## What you need to do
Without the pictures, copy all the entries below exactly.

Data extracted from a collection
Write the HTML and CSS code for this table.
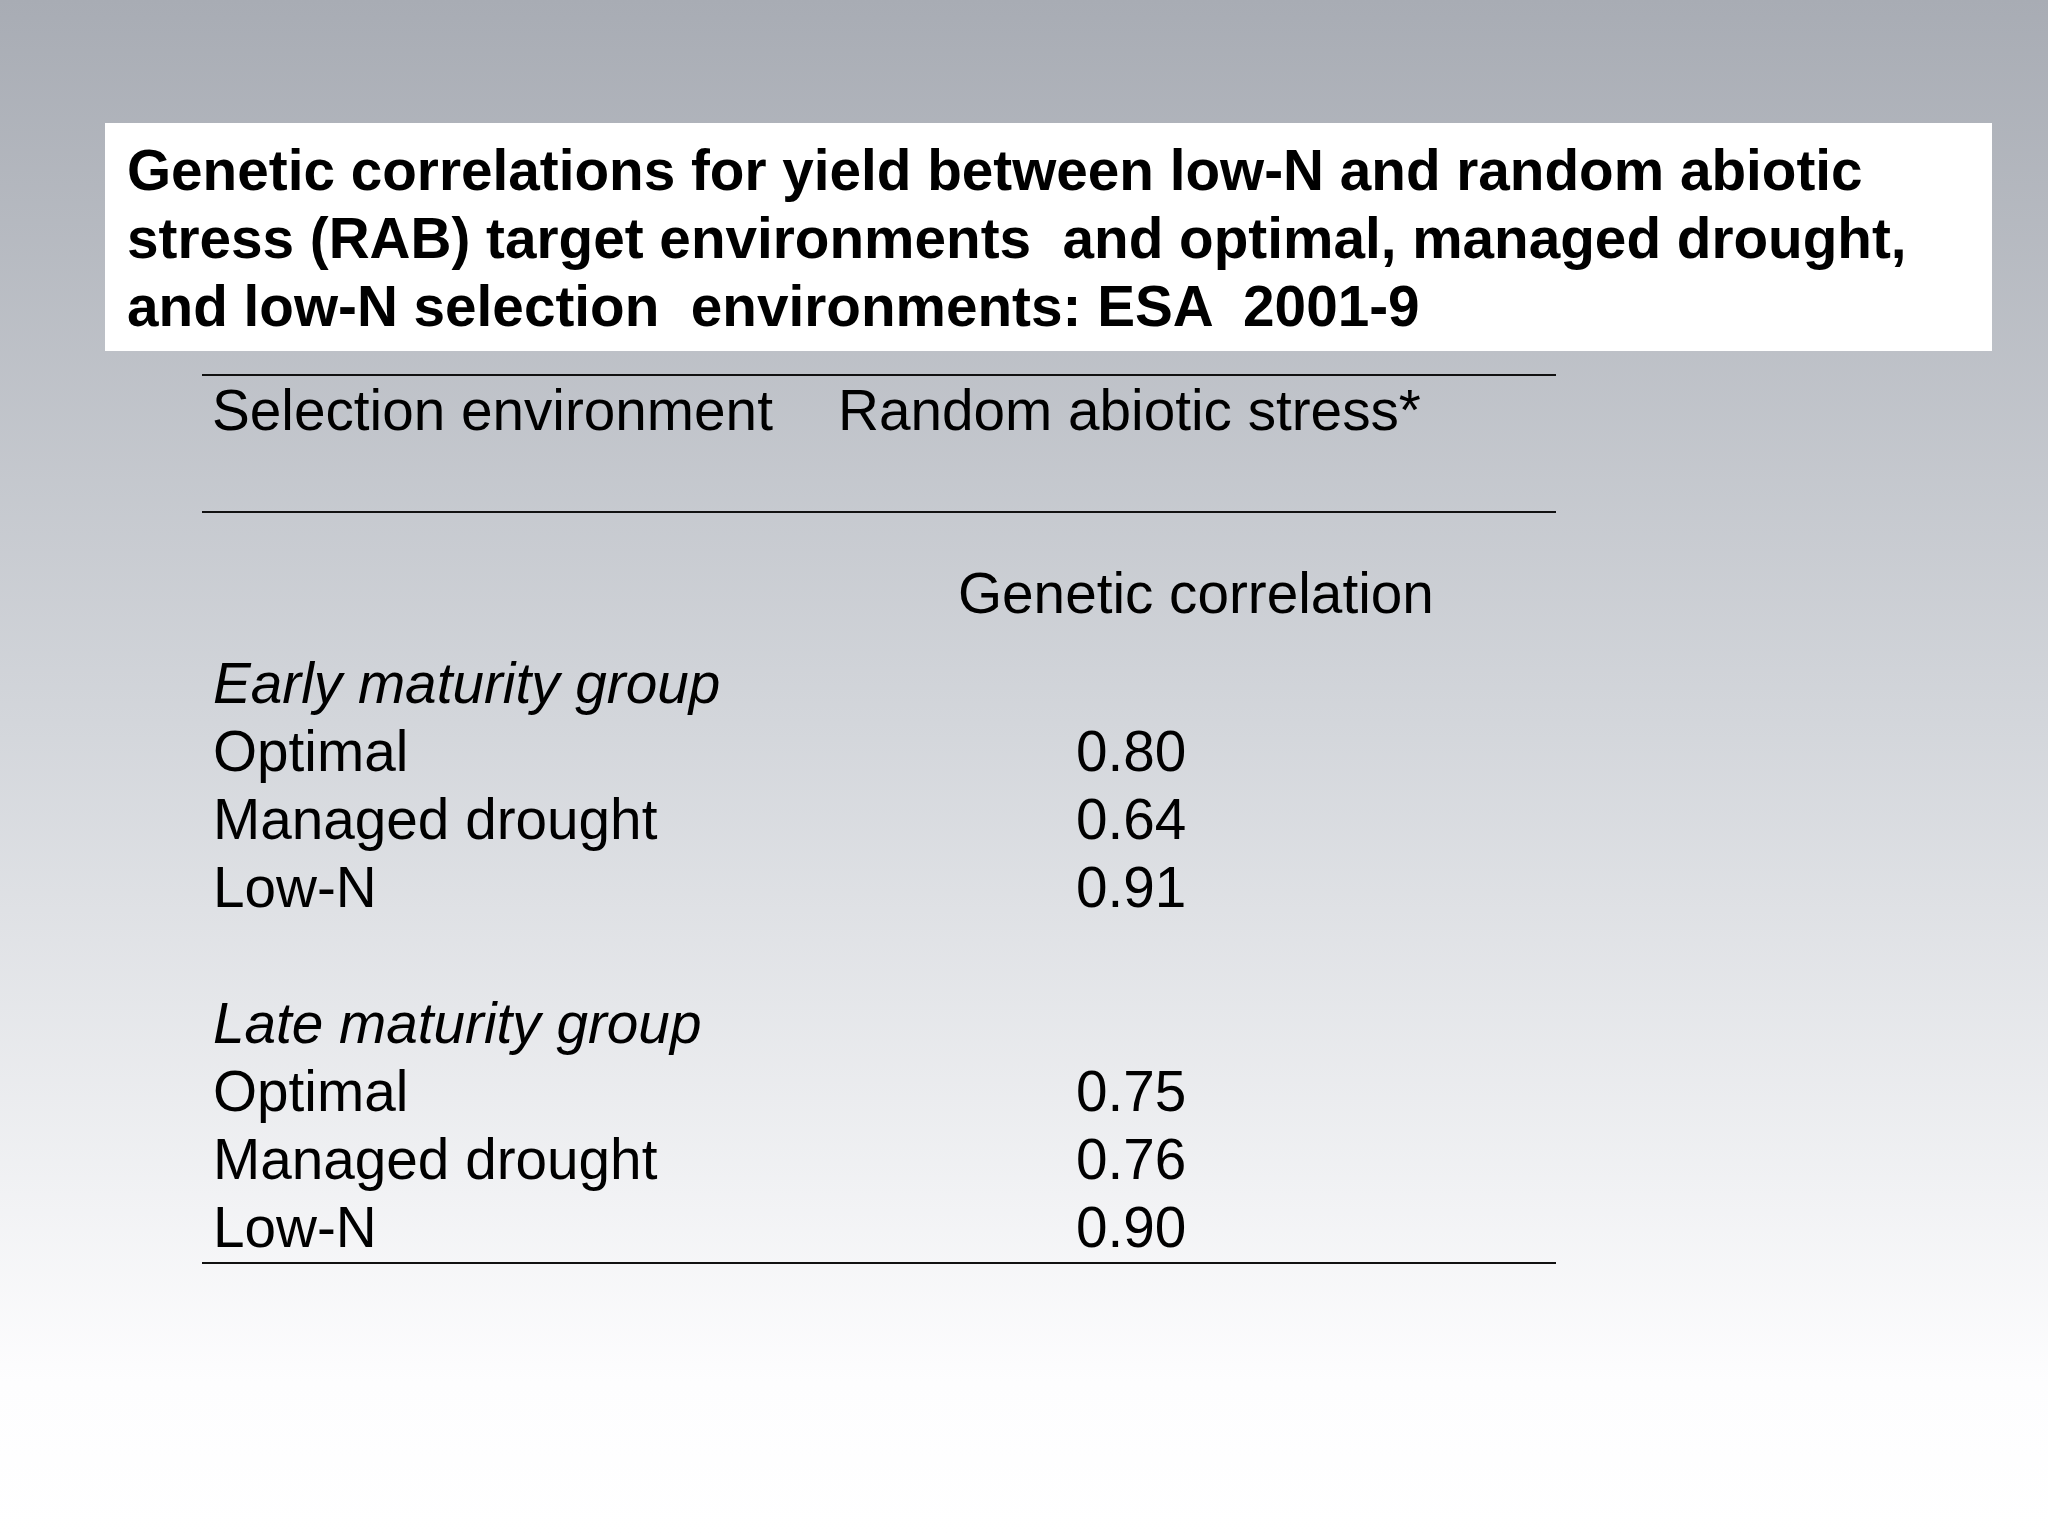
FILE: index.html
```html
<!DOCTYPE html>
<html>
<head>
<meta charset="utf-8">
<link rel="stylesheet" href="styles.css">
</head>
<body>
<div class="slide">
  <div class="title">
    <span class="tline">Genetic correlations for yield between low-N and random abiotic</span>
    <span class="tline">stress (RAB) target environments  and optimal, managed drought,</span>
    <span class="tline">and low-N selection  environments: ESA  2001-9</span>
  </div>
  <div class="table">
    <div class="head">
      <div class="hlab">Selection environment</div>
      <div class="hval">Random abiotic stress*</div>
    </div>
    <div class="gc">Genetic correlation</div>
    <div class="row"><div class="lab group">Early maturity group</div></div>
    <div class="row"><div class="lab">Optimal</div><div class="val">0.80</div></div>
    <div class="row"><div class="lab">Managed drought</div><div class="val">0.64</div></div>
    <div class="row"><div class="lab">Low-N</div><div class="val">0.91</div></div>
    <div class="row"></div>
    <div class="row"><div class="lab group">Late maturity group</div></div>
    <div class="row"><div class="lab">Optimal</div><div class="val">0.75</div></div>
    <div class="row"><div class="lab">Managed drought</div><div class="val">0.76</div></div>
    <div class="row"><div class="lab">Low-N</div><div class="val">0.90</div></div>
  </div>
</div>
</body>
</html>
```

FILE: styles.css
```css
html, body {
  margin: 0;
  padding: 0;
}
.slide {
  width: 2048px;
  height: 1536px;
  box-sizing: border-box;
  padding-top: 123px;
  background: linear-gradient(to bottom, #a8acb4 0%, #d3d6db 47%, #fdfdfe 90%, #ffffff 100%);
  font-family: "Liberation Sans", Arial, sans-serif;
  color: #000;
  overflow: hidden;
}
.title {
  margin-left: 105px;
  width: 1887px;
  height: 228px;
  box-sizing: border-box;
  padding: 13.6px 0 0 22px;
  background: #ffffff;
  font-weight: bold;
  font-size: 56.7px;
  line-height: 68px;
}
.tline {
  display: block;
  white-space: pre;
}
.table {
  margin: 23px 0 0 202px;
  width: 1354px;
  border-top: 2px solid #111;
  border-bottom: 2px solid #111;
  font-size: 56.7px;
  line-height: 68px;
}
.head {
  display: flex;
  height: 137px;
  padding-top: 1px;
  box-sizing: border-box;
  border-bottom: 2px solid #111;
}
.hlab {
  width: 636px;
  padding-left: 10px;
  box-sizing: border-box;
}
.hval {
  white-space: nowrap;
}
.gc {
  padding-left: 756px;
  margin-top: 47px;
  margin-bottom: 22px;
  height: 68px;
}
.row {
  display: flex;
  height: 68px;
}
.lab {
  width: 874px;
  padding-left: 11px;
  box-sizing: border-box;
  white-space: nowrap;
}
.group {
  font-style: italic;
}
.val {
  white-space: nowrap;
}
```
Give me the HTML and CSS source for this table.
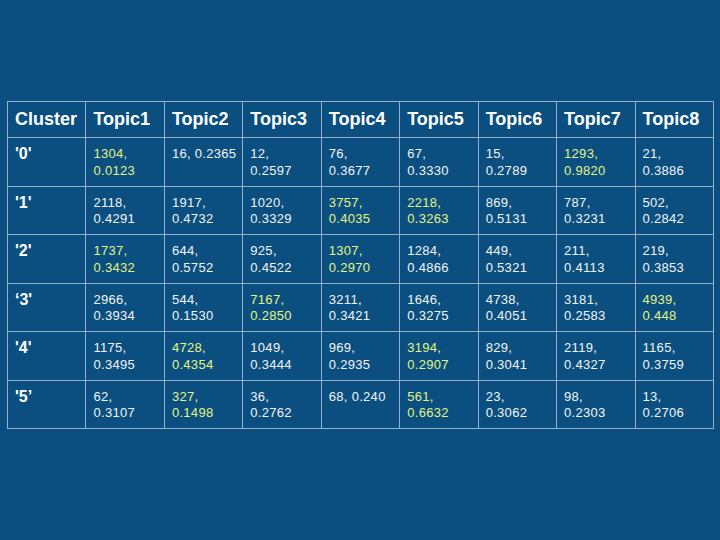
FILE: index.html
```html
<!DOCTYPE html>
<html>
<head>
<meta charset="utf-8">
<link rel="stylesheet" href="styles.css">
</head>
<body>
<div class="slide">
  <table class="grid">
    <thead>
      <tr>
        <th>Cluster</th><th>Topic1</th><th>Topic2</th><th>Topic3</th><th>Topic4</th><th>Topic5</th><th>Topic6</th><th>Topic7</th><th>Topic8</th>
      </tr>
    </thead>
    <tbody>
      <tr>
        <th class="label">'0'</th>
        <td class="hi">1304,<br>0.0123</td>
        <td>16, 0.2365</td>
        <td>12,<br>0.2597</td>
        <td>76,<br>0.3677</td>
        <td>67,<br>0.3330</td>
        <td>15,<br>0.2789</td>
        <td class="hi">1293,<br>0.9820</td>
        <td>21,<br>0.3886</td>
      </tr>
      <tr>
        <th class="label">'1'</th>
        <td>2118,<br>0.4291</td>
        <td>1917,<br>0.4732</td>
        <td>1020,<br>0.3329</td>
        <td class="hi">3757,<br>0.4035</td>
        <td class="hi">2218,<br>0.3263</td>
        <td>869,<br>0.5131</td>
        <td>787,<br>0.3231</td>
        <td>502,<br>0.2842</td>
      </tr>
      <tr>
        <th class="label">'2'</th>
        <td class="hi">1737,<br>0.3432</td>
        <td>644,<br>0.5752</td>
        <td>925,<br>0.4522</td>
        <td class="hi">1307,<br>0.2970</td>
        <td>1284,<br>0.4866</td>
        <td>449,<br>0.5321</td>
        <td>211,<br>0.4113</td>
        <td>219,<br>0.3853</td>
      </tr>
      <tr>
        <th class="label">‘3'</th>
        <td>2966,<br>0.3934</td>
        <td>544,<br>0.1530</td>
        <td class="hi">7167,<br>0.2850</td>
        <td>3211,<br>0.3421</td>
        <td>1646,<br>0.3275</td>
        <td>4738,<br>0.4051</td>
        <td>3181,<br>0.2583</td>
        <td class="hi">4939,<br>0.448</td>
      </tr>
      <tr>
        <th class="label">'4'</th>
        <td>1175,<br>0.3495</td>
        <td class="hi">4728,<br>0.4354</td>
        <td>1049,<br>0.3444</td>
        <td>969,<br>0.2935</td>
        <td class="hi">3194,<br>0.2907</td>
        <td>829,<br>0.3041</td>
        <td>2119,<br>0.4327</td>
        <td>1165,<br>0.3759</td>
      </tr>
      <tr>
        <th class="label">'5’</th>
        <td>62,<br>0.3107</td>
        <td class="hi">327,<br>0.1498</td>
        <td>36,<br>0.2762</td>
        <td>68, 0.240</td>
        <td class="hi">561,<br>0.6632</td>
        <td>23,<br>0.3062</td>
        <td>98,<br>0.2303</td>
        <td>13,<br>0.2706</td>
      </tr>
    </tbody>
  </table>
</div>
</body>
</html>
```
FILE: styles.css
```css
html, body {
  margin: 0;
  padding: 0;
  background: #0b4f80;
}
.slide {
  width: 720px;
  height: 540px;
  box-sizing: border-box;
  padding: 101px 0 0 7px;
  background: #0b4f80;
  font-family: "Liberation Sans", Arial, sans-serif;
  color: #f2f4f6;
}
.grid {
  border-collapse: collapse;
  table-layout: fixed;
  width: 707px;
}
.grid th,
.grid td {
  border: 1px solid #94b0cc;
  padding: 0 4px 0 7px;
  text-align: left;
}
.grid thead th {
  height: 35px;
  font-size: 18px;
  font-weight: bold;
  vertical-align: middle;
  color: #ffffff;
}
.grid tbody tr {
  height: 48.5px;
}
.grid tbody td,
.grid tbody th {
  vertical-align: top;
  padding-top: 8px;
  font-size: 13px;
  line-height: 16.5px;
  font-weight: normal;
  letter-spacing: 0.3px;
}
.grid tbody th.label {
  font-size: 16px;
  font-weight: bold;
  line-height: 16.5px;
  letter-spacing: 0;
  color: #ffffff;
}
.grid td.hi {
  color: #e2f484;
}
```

## Written response
Write the HTML and CSS code for this table.
FILE: index.html
```html
<!DOCTYPE html>
<html>
<head>
<meta charset="utf-8">
<link rel="stylesheet" href="styles.css">
</head>
<body>
<div class="slide">
  <div class="title">
    <span class="tline">Genetic correlations for yield between low-N and random abiotic</span>
    <span class="tline">stress (RAB) target environments  and optimal, managed drought,</span>
    <span class="tline">and low-N selection  environments: ESA  2001-9</span>
  </div>
  <div class="table">
    <div class="head">
      <div class="hlab">Selection environment</div>
      <div class="hval">Random abiotic stress*</div>
    </div>
    <div class="gc">Genetic correlation</div>
    <div class="row"><div class="lab group">Early maturity group</div></div>
    <div class="row"><div class="lab">Optimal</div><div class="val">0.80</div></div>
    <div class="row"><div class="lab">Managed drought</div><div class="val">0.64</div></div>
    <div class="row"><div class="lab">Low-N</div><div class="val">0.91</div></div>
    <div class="row"></div>
    <div class="row"><div class="lab group">Late maturity group</div></div>
    <div class="row"><div class="lab">Optimal</div><div class="val">0.75</div></div>
    <div class="row"><div class="lab">Managed drought</div><div class="val">0.76</div></div>
    <div class="row"><div class="lab">Low-N</div><div class="val">0.90</div></div>
  </div>
</div>
</body>
</html>
```

FILE: styles.css
```css
html, body {
  margin: 0;
  padding: 0;
}
.slide {
  width: 2048px;
  height: 1536px;
  box-sizing: border-box;
  padding-top: 123px;
  background: linear-gradient(to bottom, #a8acb4 0%, #d3d6db 47%, #fdfdfe 90%, #ffffff 100%);
  font-family: "Liberation Sans", Arial, sans-serif;
  color: #000;
  overflow: hidden;
}
.title {
  margin-left: 105px;
  width: 1887px;
  height: 228px;
  box-sizing: border-box;
  padding: 13.6px 0 0 22px;
  background: #ffffff;
  font-weight: bold;
  font-size: 56.7px;
  line-height: 68px;
}
.tline {
  display: block;
  white-space: pre;
}
.table {
  margin: 23px 0 0 202px;
  width: 1354px;
  border-top: 2px solid #111;
  border-bottom: 2px solid #111;
  font-size: 56.7px;
  line-height: 68px;
}
.head {
  display: flex;
  height: 137px;
  padding-top: 1px;
  box-sizing: border-box;
  border-bottom: 2px solid #111;
}
.hlab {
  width: 636px;
  padding-left: 10px;
  box-sizing: border-box;
}
.hval {
  white-space: nowrap;
}
.gc {
  padding-left: 756px;
  margin-top: 47px;
  margin-bottom: 22px;
  height: 68px;
}
.row {
  display: flex;
  height: 68px;
}
.lab {
  width: 874px;
  padding-left: 11px;
  box-sizing: border-box;
  white-space: nowrap;
}
.group {
  font-style: italic;
}
.val {
  white-space: nowrap;
}
```
Give me the HTML and CSS source for this table.
FILE: index.html
```html
<!DOCTYPE html>
<html>
<head>
<meta charset="utf-8">
<link rel="stylesheet" href="styles.css">
</head>
<body>
<div class="slide">
  <table class="grid">
    <thead>
      <tr>
        <th>Cluster</th><th>Topic1</th><th>Topic2</th><th>Topic3</th><th>Topic4</th><th>Topic5</th><th>Topic6</th><th>Topic7</th><th>Topic8</th>
      </tr>
    </thead>
    <tbody>
      <tr>
        <th class="label">'0'</th>
        <td class="hi">1304,<br>0.0123</td>
        <td>16, 0.2365</td>
        <td>12,<br>0.2597</td>
        <td>76,<br>0.3677</td>
        <td>67,<br>0.3330</td>
        <td>15,<br>0.2789</td>
        <td class="hi">1293,<br>0.9820</td>
        <td>21,<br>0.3886</td>
      </tr>
      <tr>
        <th class="label">'1'</th>
        <td>2118,<br>0.4291</td>
        <td>1917,<br>0.4732</td>
        <td>1020,<br>0.3329</td>
        <td class="hi">3757,<br>0.4035</td>
        <td class="hi">2218,<br>0.3263</td>
        <td>869,<br>0.5131</td>
        <td>787,<br>0.3231</td>
        <td>502,<br>0.2842</td>
      </tr>
      <tr>
        <th class="label">'2'</th>
        <td class="hi">1737,<br>0.3432</td>
        <td>644,<br>0.5752</td>
        <td>925,<br>0.4522</td>
        <td class="hi">1307,<br>0.2970</td>
        <td>1284,<br>0.4866</td>
        <td>449,<br>0.5321</td>
        <td>211,<br>0.4113</td>
        <td>219,<br>0.3853</td>
      </tr>
      <tr>
        <th class="label">‘3'</th>
        <td>2966,<br>0.3934</td>
        <td>544,<br>0.1530</td>
        <td class="hi">7167,<br>0.2850</td>
        <td>3211,<br>0.3421</td>
        <td>1646,<br>0.3275</td>
        <td>4738,<br>0.4051</td>
        <td>3181,<br>0.2583</td>
        <td class="hi">4939,<br>0.448</td>
      </tr>
      <tr>
        <th class="label">'4'</th>
        <td>1175,<br>0.3495</td>
        <td class="hi">4728,<br>0.4354</td>
        <td>1049,<br>0.3444</td>
        <td>969,<br>0.2935</td>
        <td class="hi">3194,<br>0.2907</td>
        <td>829,<br>0.3041</td>
        <td>2119,<br>0.4327</td>
        <td>1165,<br>0.3759</td>
      </tr>
      <tr>
        <th class="label">'5’</th>
        <td>62,<br>0.3107</td>
        <td class="hi">327,<br>0.1498</td>
        <td>36,<br>0.2762</td>
        <td>68, 0.240</td>
        <td class="hi">561,<br>0.6632</td>
        <td>23,<br>0.3062</td>
        <td>98,<br>0.2303</td>
        <td>13,<br>0.2706</td>
      </tr>
    </tbody>
  </table>
</div>
</body>
</html>
```
FILE: styles.css
```css
html, body {
  margin: 0;
  padding: 0;
  background: #0b4f80;
}
.slide {
  width: 720px;
  height: 540px;
  box-sizing: border-box;
  padding: 101px 0 0 7px;
  background: #0b4f80;
  font-family: "Liberation Sans", Arial, sans-serif;
  color: #f2f4f6;
}
.grid {
  border-collapse: collapse;
  table-layout: fixed;
  width: 707px;
}
.grid th,
.grid td {
  border: 1px solid #94b0cc;
  padding: 0 4px 0 7px;
  text-align: left;
}
.grid thead th {
  height: 35px;
  font-size: 18px;
  font-weight: bold;
  vertical-align: middle;
  color: #ffffff;
}
.grid tbody tr {
  height: 48.5px;
}
.grid tbody td,
.grid tbody th {
  vertical-align: top;
  padding-top: 8px;
  font-size: 13px;
  line-height: 16.5px;
  font-weight: normal;
  letter-spacing: 0.3px;
}
.grid tbody th.label {
  font-size: 16px;
  font-weight: bold;
  line-height: 16.5px;
  letter-spacing: 0;
  color: #ffffff;
}
.grid td.hi {
  color: #e2f484;
}
```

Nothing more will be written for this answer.